Identify and pull out each line of the entries in which "that" occurs.
-.-.-
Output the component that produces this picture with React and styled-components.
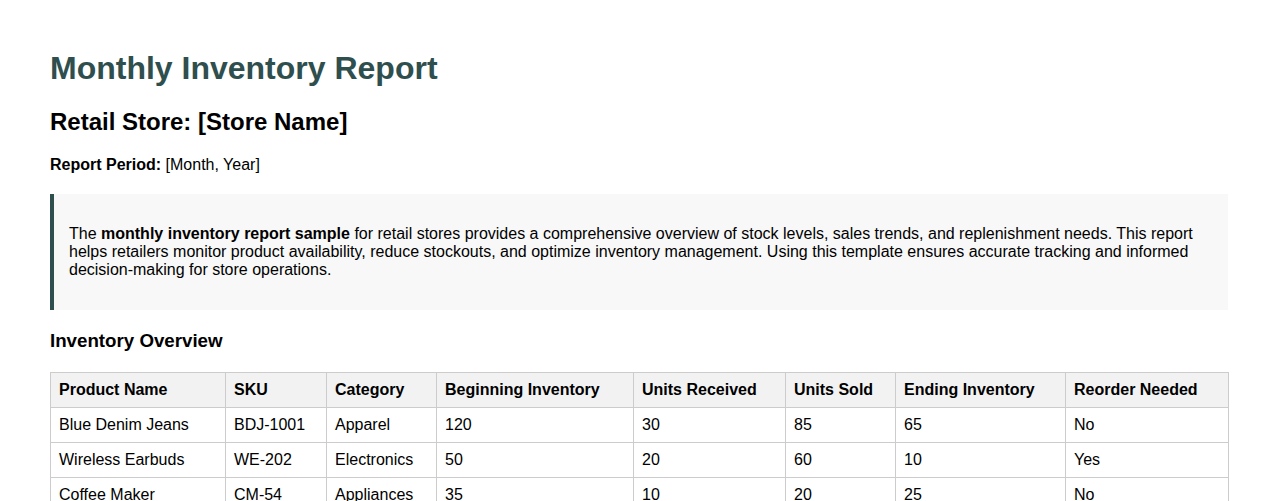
import React from "react";
import styled, { createGlobalStyle } from "styled-components";

const GlobalStyle = createGlobalStyle`
  body {
    margin: 0;
    padding: 29px 50px 50px;
    font-family: "Liberation Sans", Arial, sans-serif;
    color: #000;
    background: #fff;
  }
`;

const Title = styled.h1`
  font-size: 32px;
  color: #2f4f4f;
  margin: 21px 0;
`;

const StoreName = styled.h2`
  font-size: 24px;
  margin: 20px 0;
`;

const Period = styled.p`
  font-size: 16px;
  margin: 16px 0;
`;

const Intro = styled.div`
  background: #f8f8f8;
  border-left: 4px solid #2f4f4f;
  padding: 15px;
  margin: 20px 0;

  p {
    margin: 16px 0;
    font-size: 16px;
    line-height: 18px;
  }
`;

const SectionTitle = styled.h3`
  font-size: 18.72px;
  margin: 18.72px 0 19.8px;
`;

const Table = styled.table`
  width: 100%;
  border-collapse: collapse;
  table-layout: fixed;
  font-size: 16px;

  th,
  td {
    border: 1px solid #ccc;
    padding: 8px;
    text-align: left;
    white-space: nowrap;
  }

  th {
    background: #f2f2f2;
    font-weight: bold;
  }
`;

const Col = styled.col`
  width: ${(p) => p.$w}px;
`;

const columns = [
  ["Product Name", 175],
  ["SKU", 101],
  ["Category", 110],
  ["Beginning Inventory", 197],
  ["Units Received", 152],
  ["Units Sold", 110],
  ["Ending Inventory", 170],
  ["Reorder Needed", 163],
];

const rows = [
  ["Blue Denim Jeans", "BDJ-1001", "Apparel", "120", "30", "85", "65", "No"],
  ["Wireless Earbuds", "WE-202", "Electronics", "50", "20", "60", "10", "Yes"],
  ["Coffee Maker", "CM-54", "Appliances", "35", "10", "20", "25", "No"],
];

export default function App() {
  return (
    <>
      <GlobalStyle />
      <Title>Monthly Inventory Report</Title>
      <StoreName>Retail Store: [Store Name]</StoreName>
      <Period>
        <strong>Report Period:</strong> [Month, Year]
      </Period>
      <Intro>
        <p>
          The <strong>monthly inventory report sample</strong> for retail stores
          provides a comprehensive overview of stock levels, sales trends, and
          replenishment needs. This report helps retailers monitor product
          availability, reduce stockouts, and optimize inventory management.
          Using this template ensures accurate tracking and informed
          decision-making for store operations.
        </p>
      </Intro>
      <SectionTitle>Inventory Overview</SectionTitle>
      <Table>
        <colgroup>
          {columns.map(([c, w]) => (
            <Col key={c} $w={w} />
          ))}
        </colgroup>
        <thead>
          <tr>
            {columns.map(([c]) => (
              <th key={c}>{c}</th>
            ))}
          </tr>
        </thead>
        <tbody>
          {rows.map((r) => (
            <tr key={r[1]}>
              {r.map((v, i) => (
                <td key={i}>{v}</td>
              ))}
            </tr>
          ))}
        </tbody>
      </Table>
    </>
  );
}
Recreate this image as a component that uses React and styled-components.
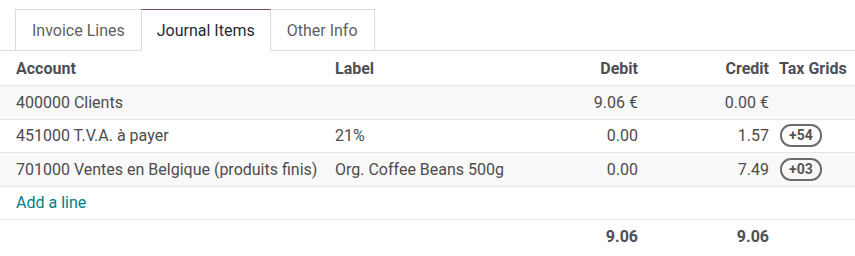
import React from "react";
import styled, { createGlobalStyle } from "styled-components";

const Global = createGlobalStyle`
  html, body { margin: 0; padding: 0; background: #fff; }
  body { font-family: Roboto, "Noto Sans", sans-serif; font-size: 16px; color: #4c4c4c; }
  * { box-sizing: border-box; }
`;

const Page = styled.div`
  width: 855px;
  padding-top: 9px;
`;

const Tabs = styled.div`
  display: flex;
  padding-left: 16px;
  border-bottom: 1px solid #d8dadd;
`;

const Tab = styled.div`
  height: 42px;
  margin-bottom: -1px;
  margin-left: -1px;
  padding: 1px ${(p) => p.$pad}px 0;
  display: flex;
  align-items: center;
  border: 1px solid #d8dadd;
  border-top-color: ${(p) => (p.$active ? "#714b67" : "#d8dadd")};
  border-bottom-color: ${(p) => (p.$active ? "#fff" : "#d8dadd")};
  background: #fff;
  color: ${(p) => (p.$active ? "#1f2937" : "#5f5f5f")};
  font-size: 16px;
  position: relative;
  z-index: ${(p) => (p.$active ? 1 : 0)};
`;

const Row = styled.div`
  display: grid;
  grid-template-columns: 327px 193px 126px 131px 78px;
  height: ${(p) => p.$h || 33.5}px;
  align-items: center;
  background: ${(p) => (p.$striped ? "#f9f9f9" : "#fff")};
  border-bottom: 1px solid ${(p) => (p.$noline ? "transparent" : "#e4e6ea")};
  font-weight: ${(p) => (p.$bold ? 700 : 400)};
  color: ${(p) => (p.$bold ? "#4d4f57" : "#4c4c4c")};
`;

const Cell = styled.div`
  padding: 0 ${(p) => (p.$right ? 8 : 0)}px 0 ${(p) => p.$pl ?? 8}px;
  text-align: ${(p) => (p.$right ? "right" : "left")};
  white-space: nowrap;
  overflow: hidden;
`;

const AddLink = styled.span`
  color: #017e84;
`;

const Badge = styled.span`
  display: inline-block;
  border: 2px solid #6c6c6c;
  border-radius: 11px;
  padding: 0 7px;
  line-height: 19px;
  font-size: 14px;
  font-weight: 700;
  color: #555;
  margin-left: 1px;
`;

const lines = [
  { account: "400000 Clients", label: "", debit: "9.06 €", credit: "0.00 €", tag: null },
  { account: "451000 T.V.A. à payer", label: "21%", debit: "0.00", credit: "1.57", tag: "+54" },
  { account: "701000 Ventes en Belgique (produits finis)", label: "Org. Coffee Beans 500g", debit: "0.00", credit: "7.49", tag: "+03" },
];

export default function App() {
  return (
    <Page>
      <Global />
      <Tabs>
        <Tab $pad={16}>Invoice Lines</Tab>
        <Tab $active $pad={15}>Journal Items</Tab>
        <Tab $pad={16}>Other Info</Tab>
      </Tabs>
      <Row $h={35} $bold>
        <Cell $pl={16}>Account</Cell>
        <Cell>Label</Cell>
        <Cell $right>Debit</Cell>
        <Cell $right>Credit</Cell>
        <Cell $pl={2}>Tax Grids</Cell>
      </Row>
      {lines.map((l, i) => (
        <Row key={i} $striped={i % 2 === 0}>
          <Cell $pl={16}>{l.account}</Cell>
          <Cell>{l.label}</Cell>
          <Cell $right>{l.debit}</Cell>
          <Cell $right>{l.credit}</Cell>
          <Cell $pl={2}>{l.tag && <Badge>{l.tag}</Badge>}</Cell>
        </Row>
      ))}
      <Row>
        <Cell $pl={16}>
          <AddLink>Add a line</AddLink>
        </Cell>
      </Row>
      <Row $bold $noline>
        <Cell $pl={16}></Cell>
        <Cell></Cell>
        <Cell $right>9.06</Cell>
        <Cell $right>9.06</Cell>
        <Cell></Cell>
      </Row>
    </Page>
  );
}
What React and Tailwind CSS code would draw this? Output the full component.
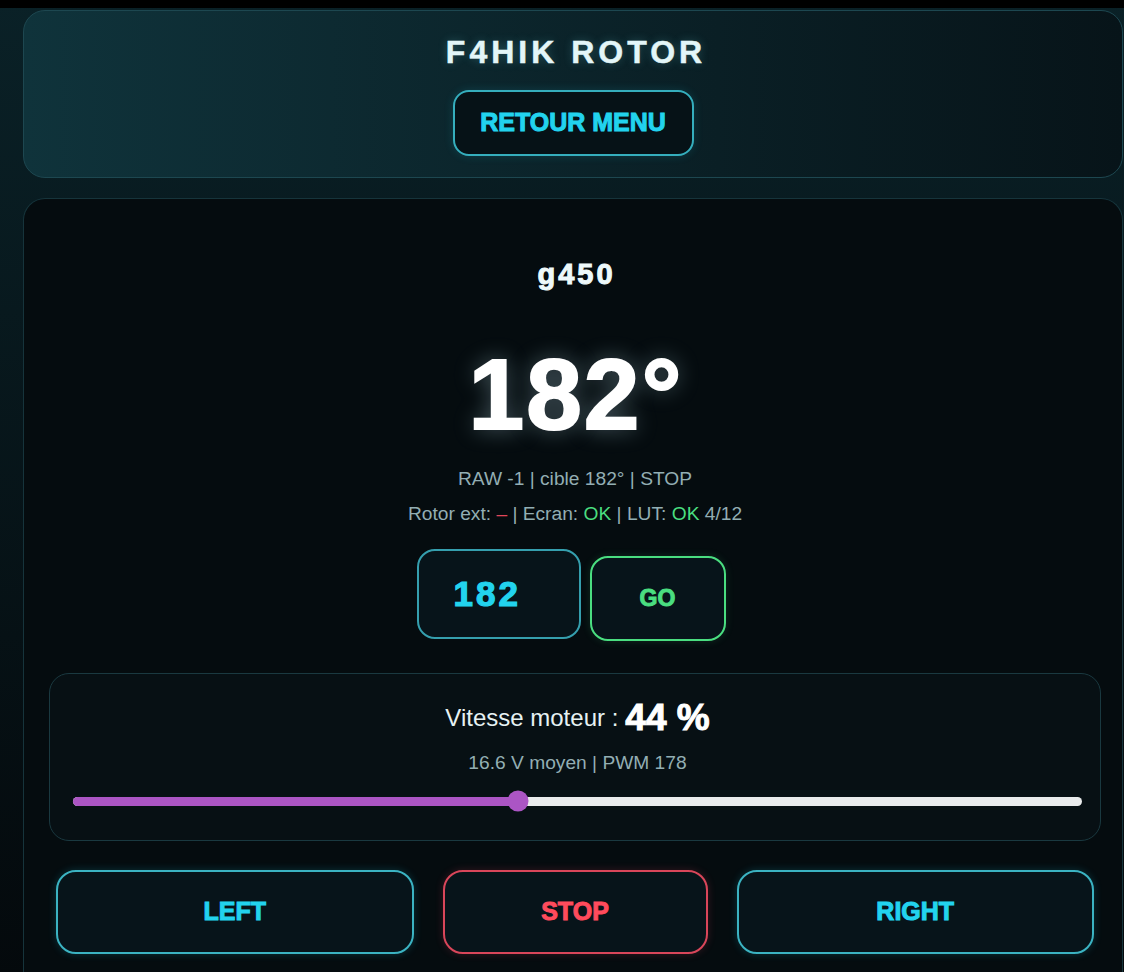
import { useState } from "react";

export default function App() {
  const [speed] = useState(44);
  const [target, setTarget] = useState("182");

  const btn =
    "h-[84px] rounded-[20px] border-2 bg-[#07141a] text-[25px] font-bold [-webkit-text-stroke:1px_currentColor] flex items-center justify-center";

  return (
    <div className="min-h-[972px] bg-gradient-to-b from-[#0a2127] to-[#04090c] font-['Liberation_Sans',Arial,sans-serif]">
      <div className="h-2 bg-black" />
      <div className="pl-[23px] pr-px pt-[2px]">
        {/* header */}
        <div className="h-[168px] rounded-[22px] border border-[#1d4750] bg-gradient-to-r from-[#0f333b] to-[#071419] pt-[23px] flex flex-col items-center">
          <h1 className="text-[32px] leading-[36px] font-bold tracking-[4px] pl-[6px] text-[#e3f6f8] [-webkit-text-stroke:0.5px_currentColor] [text-shadow:0_0_10px_rgba(120,230,240,0.25)]">
            F4HIK ROTOR
          </h1>
          <button className="mt-[20px] h-[66px] w-[241px] rounded-[16px] border-2 border-[#35aebd] bg-[#061217] text-[25px] font-bold text-[#22d3ee] [-webkit-text-stroke:1px_currentColor] shadow-[0_0_10px_rgba(34,211,238,0.15)]">
            RETOUR MENU
          </button>
        </div>

        {/* main card */}
        <div className="mt-[20px] rounded-t-[22px] border border-b-0 border-[#16343b] bg-[#050c0f] pl-[25px] pr-[21px] pt-[60px] pb-6 flex flex-col items-center">
          <h2 className="text-[29px] leading-[30px] font-bold tracking-[3px] pl-[3px] text-[#eef9fa] [-webkit-text-stroke:1px_currentColor]">
            g450
          </h2>
          <div className="mt-[55px] text-[100px] leading-none font-bold tracking-[2px] pl-[2px] text-white [-webkit-text-stroke:2px_currentColor] [text-shadow:0_0_22px_rgba(200,240,255,0.35)]">
            182°
          </div>
          <div className="mt-[17px] text-[19.2px] leading-[35px] text-[#93aeb3]">
            RAW -1 | cible 182° | STOP
          </div>
          <div className="text-[19.2px] leading-[35px] text-[#93aeb3]">
            Rotor ext: <span className="text-[#e0475a]">–</span> | Ecran:{" "}
            <span className="text-[#4ade80]">OK</span> | LUT:{" "}
            <span className="text-[#4ade80]">OK</span> 4/12
          </div>

          <div className="mt-[18px] flex items-start gap-[9px] pr-[8px]">
            <input
              value={target}
              onChange={(e) => setTarget(e.target.value)}
              className="h-[90px] w-[164px] rounded-[18px] border-2 border-[#359fae] bg-[#07141a] pl-[35px] text-[35px] font-bold tracking-[3px] text-[#22d3ee] [-webkit-text-stroke:1.2px_currentColor] outline-none"
            />
            <button className="mt-[7px] h-[85px] w-[136px] rounded-[18px] border-2 border-[#4ade80] bg-[#07141a] text-[23px] font-bold text-[#4ade80] [-webkit-text-stroke:1px_currentColor] shadow-[0_0_8px_rgba(74,222,128,0.15)]">
              GO
            </button>
          </div>

          {/* speed panel */}
          <div className="mt-[32px] w-full rounded-[20px] border border-[#1a3940] bg-[#071014] pl-[23px] pr-[18px] pt-[22px] pb-[27px] flex flex-col items-center">
            <div className="h-[44px] flex items-center text-[24px] text-[#e6f2f3]">
              Vitesse moteur :
              <span className="ml-[7px] text-[37px] font-bold text-white [-webkit-text-stroke:1px_currentColor]">
                {speed} %
              </span>
            </div>
            <div className="mt-[11px] text-[19.2px] leading-[24px] text-[#93aeb3]">
              16.6 V moyen | PWM 178
            </div>
            <div className="mt-[14px] w-full h-[24px] flex items-center">
              <div className="relative w-full h-[9px] rounded-full bg-[#e9ebec]">
                <div
                  className="h-full rounded-full bg-[#ab55c4]"
                  style={{ width: `calc(10px + ${speed / 100} * (100% - 20px))` }}
                />
                <div
                  className="absolute top-1/2 h-[21px] w-[21px] -translate-x-1/2 -translate-y-1/2 rounded-full bg-[#ab55c4]"
                  style={{ left: `calc(10px + ${speed / 100} * (100% - 20px))` }}
                />
              </div>
            </div>
          </div>

          {/* controls */}
          <div className="mt-[29px] w-full px-[7px] grid grid-cols-[1fr_265px_1fr] gap-[29px]">
            <button className={`${btn} border-[#3bb3c2] text-[#22d3ee] shadow-[0_0_8px_rgba(34,211,238,0.2)]`}>
              LEFT
            </button>
            <button className={`${btn} border-[#d9465a] text-[#ff4b5c] shadow-[0_0_8px_rgba(244,63,94,0.2)]`}>
              STOP
            </button>
            <button className={`${btn} border-[#3bb3c2] text-[#22d3ee] shadow-[0_0_8px_rgba(34,211,238,0.2)]`}>
              RIGHT
            </button>
          </div>
        </div>
      </div>
    </div>
  );
}
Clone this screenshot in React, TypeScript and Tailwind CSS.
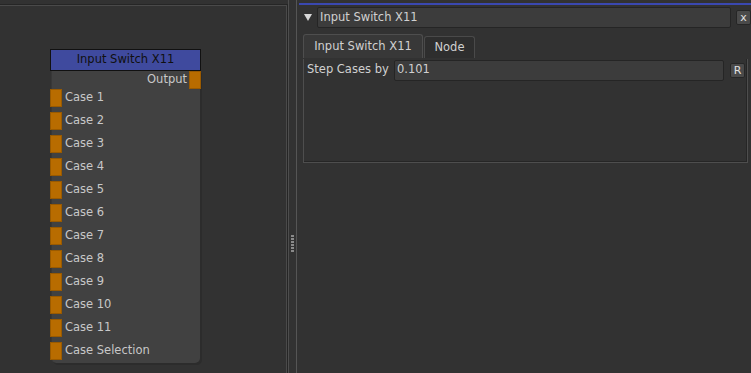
import React from "react";

const cases = ["Case 1", "Case 2", "Case 3", "Case 4", "Case 5", "Case 6", "Case 7", "Case 8", "Case 9", "Case 10", "Case 11", "Case Selection"];

function Port({ className = "" }: { className?: string }) {
  return <div className={`w-[12px] h-[18px] bg-[#b86c00] border border-[#9a5a00] ${className}`} />;
}

function GraphNode() {
  return (
    <div className="absolute left-[50px] top-[44px] w-[151px]">
      {/* title bar */}
      <div className="h-[22px] bg-[#3f4a9e] border border-[#111] flex items-center justify-center text-[#101010]">
        Input Switch X11
      </div>
      {/* body */}
      <div className="ml-[1px] w-[149px] bg-[#414141] rounded-b-[5px] border-l border-[#383838] shadow-[2px_2px_0_#2c2c2c] pb-[3px]">
        <div className="flex justify-end items-center h-[17px]">
          <span className="mr-[2px] text-[#c8c8c8]">Output</span>
          <Port className="-mr-[1px]" />
        </div>
        <div className="flex flex-col gap-[5px] mt-[1px]">
          {cases.map((c) => (
            <div key={c} className="flex items-center h-[18px] -ml-[2px]">
              <Port />
              <span className="ml-[3px] text-[#c8c8c8]">{c}</span>
            </div>
          ))}
        </div>
      </div>
    </div>
  );
}

export default function App() {
  return (
    <div
      className="w-[751px] h-[373px] bg-[#323232] flex overflow-hidden text-[11.5px] text-[#cacaca]"
      style={{ fontFamily: "Tahoma, 'DejaVu Sans', sans-serif" }}
    >
      {/* node graph pane */}
      <div className="w-[288px] h-full pt-[4px]">
        <div className="relative h-full border-t border-r border-[#262626]">
          <div className="absolute inset-0 border-t border-r border-[#4a4a4a]" />
          <GraphNode />
        </div>
      </div>

      {/* splitter */}
      <div className="w-[9px] h-full flex">
        <div className="w-[1px] bg-[#4e4e4e]" />
        <div className="flex-1 flex flex-col items-center pt-[235px] gap-[1px]">
          {[0, 1, 2, 3, 4, 5].map((i) => (
            <div key={i} className="w-[3px] h-[2px] bg-[#8a8a8a]" />
          ))}
        </div>
        <div className="w-[1px] bg-[#555]" />
      </div>

      {/* properties pane */}
      <div className="flex-1 h-full pt-[3px] pl-[2px]">
        <div className="h-[2px] bg-[#3a48b0]" />
        <div className="flex items-center h-[21px] mt-[2px] pl-[5px]">
          <svg width="8" height="7" viewBox="0 0 8 7" className="mr-[5px]">
            <path d="M0 0 H8 L4 7 Z" fill="#d8d8d8" />
          </svg>
          <div className="w-[414px] h-[21px] bg-[#3c3c3c] border border-[#252525] rounded-[2px] flex items-center pl-[2px] text-[#d0d0d0]">
            Input Switch X11
          </div>
          <div className="ml-[5px] w-[15px] h-[15px] bg-[#4a4a4a] border border-[#262626] rounded-[2px] flex items-center justify-center text-[11px] leading-none text-[#e0e0e0]">
            x
          </div>
        </div>

        {/* tabs */}
        <div className="flex items-end mt-[6px] pl-[4px] h-[24px]">
          <div className="h-[24px] w-[120px] bg-[#383838] border border-b-0 border-[#4e4e4e] rounded-t-[3px] flex items-center justify-center text-[#d0d0d0]">
            Input Switch X11
          </div>
          <div className="h-[22px] w-[51px] ml-[1px] bg-[#2e2e2e] border border-b-0 border-[#4a4a4a] rounded-t-[3px] flex items-center justify-center text-[#d0d0d0]">
            Node
          </div>
        </div>

        {/* tab body */}
        <div className="ml-[4px] w-[445px] h-[104px] bg-[#323232] border border-[#4e4e4e] border-t-0 shadow-[inset_-1px_-1px_0_#262626]">
          <div className="flex items-center h-[22px] mt-[1px] pl-[3px]">
            <span className="w-[87px] text-[#d0d0d0]">Step Cases by</span>
            <div className="w-[330px] h-[21px] bg-[#3c3c3c] border border-[#252525] rounded-[2px] flex items-center pl-[2px] text-[#d0d0d0]">
              0.101
            </div>
            <div className="ml-[6px] w-[15px] h-[15px] bg-[#4a4a4a] border border-[#262626] rounded-[2px] flex items-center justify-center text-[11px] leading-none text-[#e0e0e0]">
              R
            </div>
          </div>
        </div>
      </div>
    </div>
  );
}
-.-.-
▶ [Exercise solution]:
Output the component that produces this picture with React and styled-components.
Recreate this image as a component that uses React and styled-components.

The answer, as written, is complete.